L'EDITORIALE. Pista da bob di Salvini: una vittoria o un danno d'immagine per l'Italia e per le imprese?
La storia della pista da bob di Cortina riflette una gestione dei soldi pubblici che utilizza i metodi di un passato "già scivolato via"
di cui il Comitato scientifico dell’AltraMontagna è garante.
Alla terza gara per la realizzazione della pista da bob di Cortina alla fine si è presentata un'azienda: il gruppo Pizzarotti.
I costi di realizzazione del nuovo progetto, promosso dal Ministro Matteo Salvini, rimangono invariati pur trattandosi di un'infrastruttura di carattere più snello.
"Via la copertura della pista, via qualche edificio, via le tribune per il pubblico, via i piazzali, il bar e un po’ di strade di raccordo, (...) ma anche una bella sforbiciata alle mitigazioni ambientali".
Così Giuseppe Pietrobelli descrive il nuovo progetto sul Fatto Quotidiano.
Accorgimenti presi per abbattere i tempi di realizzazione (che, comunque, rimangono molto stretti), ma anche per ingolosire le imprese.
Viene tuttavia spontaneo chiedersi: come mai, a ben tre bandi di gara, sia arrivata l'offerta di una sola un'impresa per un progetto che - per come è stato promosso - dovrebbe portare con sé anche il prestigio di averlo realizzato?
Lo scarso tempo a disposizione per ultimare l'opera è sicuramente una risposta, ma c'è una seconda preoccupazione, meno sottolineata perché si incanala tra le pieghe delle ipotesi: il rischio d'immagine.
La vicenda bob, con i suoi periodici colpi di scena, sta infatti assumendo le sembianze di una telenovela.

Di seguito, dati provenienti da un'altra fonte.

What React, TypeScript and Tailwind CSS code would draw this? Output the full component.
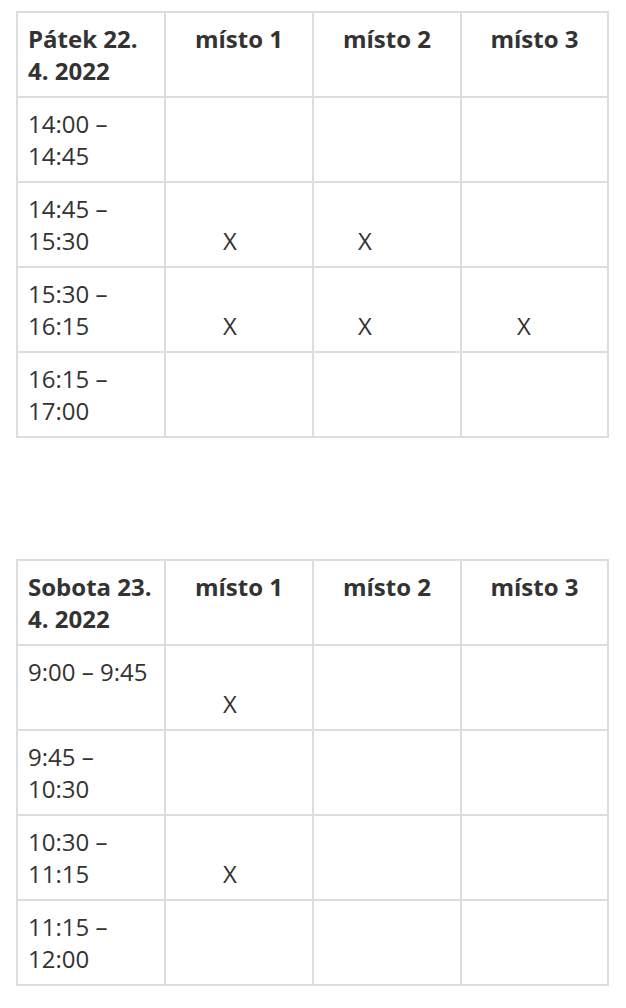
import React from "react";

type Row = { time: string; marks: (number | null)[] };

const cellBase =
  "border-2 border-[#dddddd] align-top px-[10px] pt-[10px] pb-[9px] text-[24px] leading-[32px]";

function Mark({ offset }: { offset: number | null }) {
  if (offset === null) return null;
  return (
    <div>
      <div>&nbsp;</div>
      <div style={{ paddingLeft: offset }}>X</div>
    </div>
  );
}

function Schedule({ title, rows }: { title: string; rows: Row[] }) {
  return (
    <table className="table-fixed border-collapse w-[591px] text-[#333333]">
      <colgroup>
        <col className="w-[148px]" />
        <col className="w-[148px]" />
        <col className="w-[148px]" />
        <col className="w-[147px]" />
      </colgroup>
      <thead>
        <tr>
          <th className={`${cellBase} text-left font-bold`}>{title}</th>
          <th className={`${cellBase} text-center font-bold`}>místo 1</th>
          <th className={`${cellBase} text-center font-bold`}>místo 2</th>
          <th className={`${cellBase} text-center font-bold`}>místo 3</th>
        </tr>
      </thead>
      <tbody>
        {rows.map((r) => (
          <tr key={r.time}>
            <td className={`${cellBase} text-left`}>{r.time}</td>
            {r.marks.map((m, i) => (
              <td key={i} className={`${cellBase} text-left`}>
                <Mark offset={m} />
              </td>
            ))}
          </tr>
        ))}
      </tbody>
    </table>
  );
}

export default function App() {
  const day1: Row[] = [
    { time: "14:00 – 14:45", marks: [null, null, null] },
    { time: "14:45 – 15:30", marks: [47, 34, null] },
    { time: "15:30 – 16:15", marks: [47, 34, 45] },
    { time: "16:15 – 17:00", marks: [null, null, null] },
  ];
  const day2: Row[] = [
    { time: "9:00 – 9:45", marks: [47, null, null] },
    { time: "9:45 – 10:30", marks: [null, null, null] },
    { time: "10:30 – 11:15", marks: [47, null, null] },
    { time: "11:15 – 12:00", marks: [null, null, null] },
  ];
  return (
    <div
      className="min-h-[1008px] bg-white pl-[16px] pt-[11px]"
      style={{ fontFamily: '"Open Sans", sans-serif' }}
    >
      <Schedule title="Pátek 22. 4. 2022" rows={day1} />
      <div className="h-[121px]" />
      <Schedule title="Sobota 23. 4. 2022" rows={day2} />
    </div>
  );
}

L'opinione pubblica è largamente contraria alla realizzazione, soprattutto perché, in un contesto economico non facile per molte famiglie italiane, investire milioni di soldi pubblici per un'infrastruttura destinata a una manciata di atleti e che rischia di essere abbandonata dopo le Olimpiadi a causa degli elevati costi di gestione, appare un enorme spreco.
Spreco evidenziato ulteriormente dalla presenza, appena al di là del confine, di due piste pronte a ospitare i giochi: Saint Moritz e Innsbruck.

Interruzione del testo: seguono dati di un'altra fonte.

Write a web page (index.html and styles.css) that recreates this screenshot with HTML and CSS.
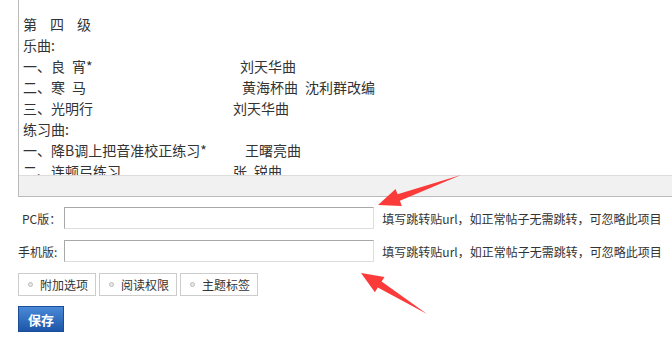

Pensiero condiviso anche dal Comitato Olimpico Internazionale che, contrario alla realizzazione di infrastrutture altamente impattanti, invita caldamente a utilizzare quelle già esistenti.
Per questi e per altri motivi la pista da bob si è fatta emblema di una politica che tutela gli interessi di pochi a discapito delle risorse della collettività: associare il proprio nome a un impianto così discusso e problematico, alle imprese potrebbe provocare un danno d'immagine non irrilevante.
Il gruppo Pizzarotti rischia quindi di legarsi, irrimediabilmente, a un progetto che le comunità hanno già in larga misura disapprovato. Se è vero che a volte bastano pochi anni per annebbiare la memoria sociale, questa vicenda andrà ad alimentare l'immagine di un'Italia ancorata a un passato che, proprio come uno slittino, è già scivolato via.